Rivian is leaning on a $1 billion VW equity check, a $1.25 billion Uber commitment through 2031, and a DOE loan that does not start drawing until early 2027. Two very different risk profiles.
The Next Test Is R2 Volume and FSD Conversion
Rivian guided to 62,000 to 67,000 deliveries and adjusted EBITDA between -$2.10 billion and -$1.80 billion. The R2 bill of materials is expected to land at roughly 50% of R1, which is the entire profitability thesis.

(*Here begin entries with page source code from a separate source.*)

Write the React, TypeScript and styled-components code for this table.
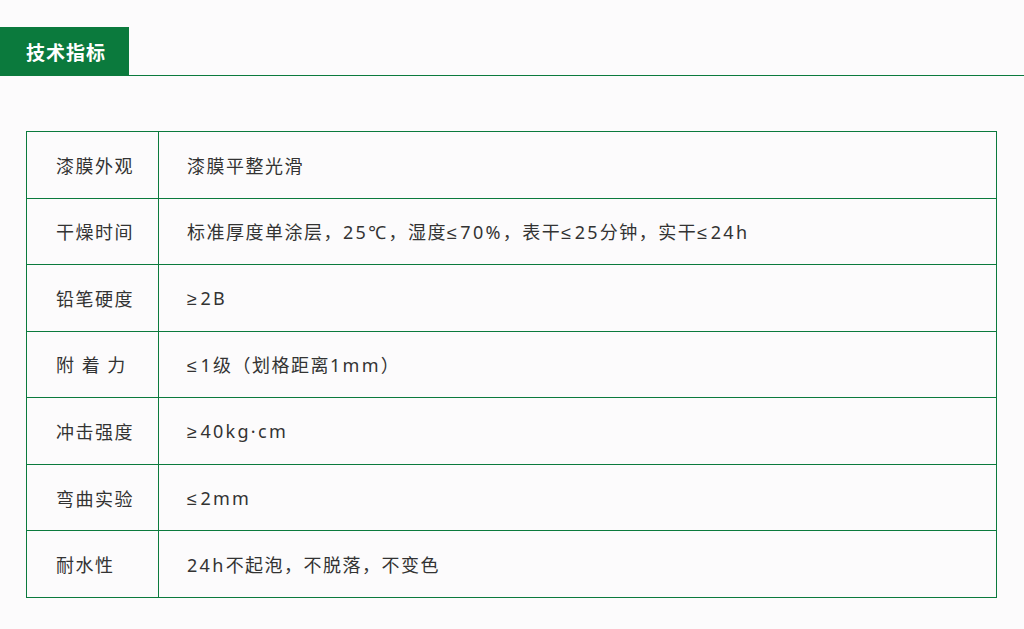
import React from "react";
import styled, { createGlobalStyle } from "styled-components";

const GREEN = "#0b7a3d";

const Global = createGlobalStyle`
  html, body { margin: 0; padding: 0; background: #fcfbfc; }
  body { font-family: "Noto Sans", "Noto Sans CJK SC", sans-serif; color: #333; }
`;

const Page = styled.div`
  width: 1024px;
  height: 629px;
  overflow: hidden;
  padding-top: 27px;
  box-sizing: border-box;
`;

const TitleBar = styled.div`
  display: flex;
  border-bottom: 1px solid ${GREEN};
`;

const TitleTab = styled.div`
  width: 129px;
  height: 48px;
  background: ${GREEN};
  color: #fff;
  font-family: "Noto Sans CJK SC", sans-serif;
  font-size: 19px;
  font-weight: 700;
  letter-spacing: 1px;
  display: flex;
  align-items: center;
  padding-left: 26px;
  box-sizing: border-box;
`;

const Table = styled.table`
  margin: 55px 0 0 26px;
  width: 971px;
  border-collapse: collapse;
  table-layout: fixed;
`;

const Row = styled.tr`
  height: 66.57px;
`;

const Cell = styled.td<{ $label?: boolean }>`
  border: 1px solid ${GREEN};
  padding: 0 0 0 ${(p) => (p.$label ? 29 : 28)}px;
  width: ${(p) => (p.$label ? "132px" : "auto")};
  box-sizing: border-box;
  font-size: 18px;
  letter-spacing: 1.5px;
  color: #333;
  white-space: pre;
  vertical-align: middle;
`;

const Latin = styled.span`
  letter-spacing: 2.3px;
`;

const Sym = styled.span`
  font-family: "Liberation Sans", sans-serif;
  letter-spacing: 3.5px;
`;

const rows: [string, string][] = [
  ["漆膜外观", "漆膜平整光滑"],
  ["干燥时间", "标准厚度单涂层，25℃，湿度≤70%，表干≤25分钟，实干≤24h"],
  ["铅笔硬度", "≥2B"],
  ["附 着 力", "≤1级（划格距离1mm）"],
  ["冲击强度", "≥40kg·cm"],
  ["弯曲实验", "≤2mm"],
  ["耐水性", "24h不起泡，不脱落，不变色"],
];

function renderValue(v: string) {
  return v.split(/([≤≥]|[0-9A-Za-z%℃·]+)/).filter(Boolean).map((part, i) => {
    if (part === "≤" || part === "≥") return <Sym key={i}>{part}</Sym>;
    if (/^[0-9A-Za-z%℃·]+$/.test(part)) return <Latin key={i}>{part}</Latin>;
    return part;
  });
}

export default function App() {
  return (
    <>
      <Global />
      <Page>
        <TitleBar>
          <TitleTab>技术指标</TitleTab>
        </TitleBar>
        <Table>
          <tbody>
            {rows.map(([k, v]) => (
              <Row key={k}>
                <Cell $label>{k}</Cell>
                <Cell>{renderValue(v)}</Cell>
              </Row>
            ))}
          </tbody>
        </Table>
      </Page>
    </>
  );
}
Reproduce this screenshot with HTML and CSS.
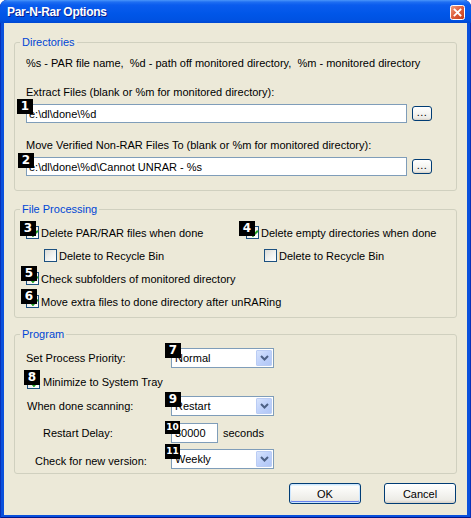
FILE: index.html
```html
<!DOCTYPE html>
<html>
<head>
<meta charset="utf-8">
<title>Par-N-Rar Options</title>
<link rel="stylesheet" href="styles.css">
</head>
<body>
<div class="window">
  <div class="titlebar">
    <span class="title">Par-N-Rar Options</span>
    <span class="close">
      <svg width="15" height="15" viewBox="0 0 15 15">
        <defs>
          <linearGradient id="cg" x1="0" y1="0" x2="1" y2="1">
            <stop offset="0" stop-color="#F0A283"/>
            <stop offset="0.45" stop-color="#E06240"/>
            <stop offset="1" stop-color="#C23A16"/>
          </linearGradient>
        </defs>
        <rect x="0.5" y="0.5" width="14" height="14" rx="2" fill="url(#cg)" stroke="#FFFFFF"/>
        <path d="M4.5 4.5 L10.5 10.5 M10.5 4.5 L4.5 10.5" stroke="#FFFFFF" stroke-width="1.8" stroke-linecap="square"/>
      </svg>
    </span>
  </div>
  <div class="client">
    <fieldset class="group g-dirs">
      <legend>Directories</legend>
      <div class="help">%s - PAR file name,&nbsp; %d - path off monitored directory,&nbsp; %m - monitored directory</div>
      <div class="lbl lbl-first">Extract Files (blank or %m for monitored directory):</div>
      <div class="pathrow">
        <div class="field field-path"><span class="badge b1">1</span><span class="val">e:\dl\done\%d</span></div>
        <button class="btn browse">...</button>
      </div>
      <div class="lbl">Move Verified Non-RAR Files To (blank or %m for monitored directory):</div>
      <div class="pathrow">
        <div class="field field-path"><span class="badge b2">2</span><span class="val">e:\dl\done\%d\Cannot UNRAR - %s</span></div>
        <button class="btn browse">...</button>
      </div>
    </fieldset>

    <fieldset class="group g-fp">
      <legend>File Processing</legend>
      <div class="fp-grid">
        <div class="chkrow"><span class="chk checked"><span class="badge b3">3</span></span><span class="ctext">Delete PAR/RAR files when done</span></div>
        <div class="chkrow"><span class="chk checked"><span class="badge b4">4</span></span><span class="ctext">Delete empty directories when done</span></div>
        <div class="chkrow sub"><span class="chk"></span><span class="ctext">Delete to Recycle Bin</span></div>
        <div class="chkrow sub"><span class="chk"></span><span class="ctext">Delete to Recycle Bin</span></div>
        <div class="chkrow full"><span class="chk checked"><span class="badge b5">5</span></span><span class="ctext">Check subfolders of monitored directory</span></div>
        <div class="chkrow full"><span class="chk checked"><span class="badge b6">6</span></span><span class="ctext">Move extra files to done directory after unRARing</span></div>
      </div>
    </fieldset>

    <fieldset class="group g-prog">
      <legend>Program</legend>
      <div class="prow r1">
        <span class="plabel">Set Process Priority:</span>
        <div class="select"><span class="badge b7">7</span><span class="val">Normal</span><span class="drop"><svg width="9" height="6" viewBox="0 0 9 6"><path d="M1 1 L4.5 4.5 L8 1" fill="none" stroke="#4D6185" stroke-width="2"/></svg></span></div>
      </div>
      <div class="prow r2">
        <div class="chkrow tray"><span class="chk checked"><span class="badge b8">8</span></span><span class="ctext">Minimize to System Tray</span></div>
      </div>
      <div class="prow r3">
        <span class="plabel pl-scan">When done scanning:</span>
        <div class="select"><span class="badge b9">9</span><span class="val">Restart</span><span class="drop"><svg width="9" height="6" viewBox="0 0 9 6"><path d="M1 1 L4.5 4.5 L8 1" fill="none" stroke="#4D6185" stroke-width="2"/></svg></span></div>
      </div>
      <div class="prow r4">
        <span class="plabel pl-delay">Restart Delay:</span>
        <div class="field field-num"><span class="badge b10">10</span><span class="val">30000</span></div>
        <span class="unit">seconds</span>
      </div>
      <div class="prow r5">
        <span class="plabel pl-ver">Check for new version:</span>
        <div class="select"><span class="badge b11">11</span><span class="val">Weekly</span><span class="drop"><svg width="9" height="6" viewBox="0 0 9 6"><path d="M1 1 L4.5 4.5 L8 1" fill="none" stroke="#4D6185" stroke-width="2"/></svg></span></div>
      </div>
    </fieldset>

    <div class="actions">
      <button class="btn dlg default">OK</button>
      <button class="btn dlg">Cancel</button>
    </div>
  </div>
</div>
</body>
</html>
```

FILE: styles.css
```css
* { box-sizing: border-box; }
html, body { margin: 0; padding: 0; background: #ffffff; }
body {
  font-family: "Liberation Sans", Arial, sans-serif;
  font-size: 11px;
  color: #000;
}

.window {
  width: 471px;
  height: 518px;
  display: flex;
  flex-direction: column;
  background: #0A50DC;
  border-radius: 7px 7px 0 0;
  box-shadow: inset 1px 0 0 #0831B8, inset -1px 0 0 #0831B8, inset 0 -1px 0 #00148C;
  overflow: hidden;
}

.titlebar {
  height: 23px;
  flex: none;
  display: flex;
  align-items: center;
  justify-content: space-between;
  padding: 0 6px 0 7px;
  background: linear-gradient(to bottom, #4A96FA 0px, #1F6FF2 2px, #0A5CEE 5px, #0056E8 14px, #0052E2 20px, #0048D2 23px);
  border-radius: 7px 7px 0 0;
}
.title {
  color: #fff;
  font-weight: bold;
  font-size: 12px;
  letter-spacing: -0.3px;
  text-shadow: 1px 1px 0 #0A1E8C;
  margin-top: 1px;
}
.close { width: 15px; height: 15px; display: block; margin-top: 1px; }
.close svg { display: block; }

.client {
  flex: 1;
  margin: 0 4px 3px;
  background: #ECE9D8;
  padding: 13px 10px 0;
  display: flex;
  flex-direction: column;
}

.group {
  margin: 0;
  border: 1px solid #D0D0BF;
  border-radius: 3px;
  padding: 0 11px;
  min-width: 0;
}
.group legend {
  margin-left: -6px;
  padding: 0 2px;
  color: #0046D5;
  font-size: 11px;
  line-height: 13px;
  height: 13px;
}

.g-dirs { padding-top: 8px; padding-bottom: 14px; }
.help, .lbl { line-height: 13px; height: 13px; white-space: nowrap; }
.lbl { margin-top: 16px; }
.pathrow { display: flex; align-items: center; margin-top: 5px; }
.pathrow + .lbl { margin-top: 16px; }

.field {
  position: relative;
  height: 19px;
  border: 1px solid #7F9DB9;
  background: #fff;
  display: flex;
  align-items: center;
  padding-left: 2px;
  white-space: nowrap;
}
.field-path { width: 381px; }
.field-num { width: 47px; height: 20px; padding-left: 3px; }

.btn {
  font-family: "Liberation Sans", Arial, sans-serif;
  font-size: 11px;
  color: #000;
  border: 1px solid #003C74;
  border-radius: 3px;
  background: linear-gradient(to bottom, #FFFFFF 0%, #F7F7F4 40%, #ECEBE6 85%, #D6D0C5 100%);
  padding: 0;
  margin: 0;
}
.browse {
  width: 20px;
  height: 15px;
  margin-left: 5px;
  line-height: 11px;
  display: flex;
  align-items: flex-end;
  justify-content: center;
  padding-bottom: 2px;
  letter-spacing: 0.5px;
}

.badge {
  position: absolute;
  z-index: 2;
  width: 16px;
  height: 15px;
  background: #000;
  color: #fff;
  font-family: "DejaVu Sans", sans-serif;
  font-weight: bold;
  font-size: 12px;
  line-height: 15px;
  text-align: center;
}
.b1 { left: -10px; top: -6px; }
.b2 { left: -9px; top: -5px; }
.b3 { left: -7px; top: -6px; }
.b4 { left: -8px; top: -6px; }
.b5 { left: -6px; top: -7px; }
.b6 { left: -6px; top: -7px; }
.b7 { left: -7px; top: -6px; }
.b8 { left: -4px; top: -7px; }
.b9 { left: -7px; top: -5px; }
.b10 { left: -7px; top: -3px; width: 15px; height: 13px; line-height: 13px; font-size: 9px; }
.b11 { left: -7px; top: -6px; width: 15px; height: 15px; font-size: 9px; }

/* file processing */
.g-fp { margin-top: 12px; padding-top: 5px; padding-bottom: 4px; }
.fp-grid { display: grid; grid-template-columns: 220px 1fr; }
.chkrow { display: flex; align-items: center; height: 23px; white-space: nowrap; }
.chkrow.full { grid-column: 1 / span 2; }
.chkrow.sub { padding-left: 18px; }
.chk {
  position: relative;
  flex: none;
  width: 13px;
  height: 13px;
  border: 1px solid #1C5180;
  background: linear-gradient(135deg, #DCDCD7 0%, #F2F2EF 55%, #FFFFFF 100%);
}
.chk.checked::after {
  content: "";
  position: absolute;
  left: 2px;
  top: 2px;
  width: 6px;
  height: 3px;
  border-left: 2px solid #21A121;
  border-bottom: 2px solid #21A121;
  transform: translate(1px, 1px) rotate(-45deg);
}
.ctext { margin-left: 2px; }

/* program */
.g-prog { margin-top: 10px; padding-top: 7px; padding-bottom: 4px; }
.prow { display: flex; align-items: center; height: 20px; white-space: nowrap; }
.r2, .r3 { margin-top: 4px; }
.r4 { margin-top: 7px; }
.r5 { margin-top: 6px; }
.plabel { width: 145px; flex: none; }
.pl-scan { padding-left: 1px; }
.pl-delay { padding-left: 17px; }
.pl-ver { padding-left: 9px; margin-top: 3px; }
.tray { padding-left: 1px; height: 20px; }
.tray .ctext { margin-left: 3px; }
.unit { margin-left: 5px; }

.select {
  position: relative;
  width: 103px;
  height: 20px;
  border: 1px solid #7F9DB9;
  background: #fff;
  display: flex;
  align-items: center;
  padding-left: 3px;
}
.select .val { flex: 1; }
.drop {
  width: 16px;
  height: 16px;
  margin-right: 1px;
  border: 1px solid #BACCF4;
  border-radius: 1px;
  background: linear-gradient(135deg, #D8E4FC 0%, #C1D3FB 45%, #B0C6F6 100%);
  display: flex;
  align-items: center;
  justify-content: center;
}
.drop svg { display: block; }

.actions {
  display: flex;
  justify-content: flex-end;
  gap: 23px;
  margin-top: 9px;
  padding-right: 1px;
}
.dlg { width: 72px; height: 21px; }
.dlg.default {
  box-shadow: inset 0 0 0 1px #CEE7FF, inset 0 -1px 0 1px #6982EE, inset 0 1px 0 1px #E5F4FD;
}
```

Tesla offered no formal guidance, but Cybercab pilot production, Megapack 3, and the EU rollout of FSD are the catalysts I am tracking. Prediction markets currently skew toward a strong Q2 delivery print.
Why I Lean Tesla for Compounding, Rivian for the Lottery Ticket
Personally, I find Tesla’s setup more defensible. A 345 trailing P/E is uncomfortable, and the stock is down 8.42% year to date, but the combination of expanding auto margins, growing FSD subscriptions, and a self-funded AI roadmap is hard to replicate.
Rivian intrigues me as a turnaround. Shares trade near $16.81, and if R2 hits its cost targets, the upside is large. I would still want one clean quarter of automotive gross profit before sizing it as anything more than a speculative slice. If input costs spike or EV credits get cut, I would step back from both.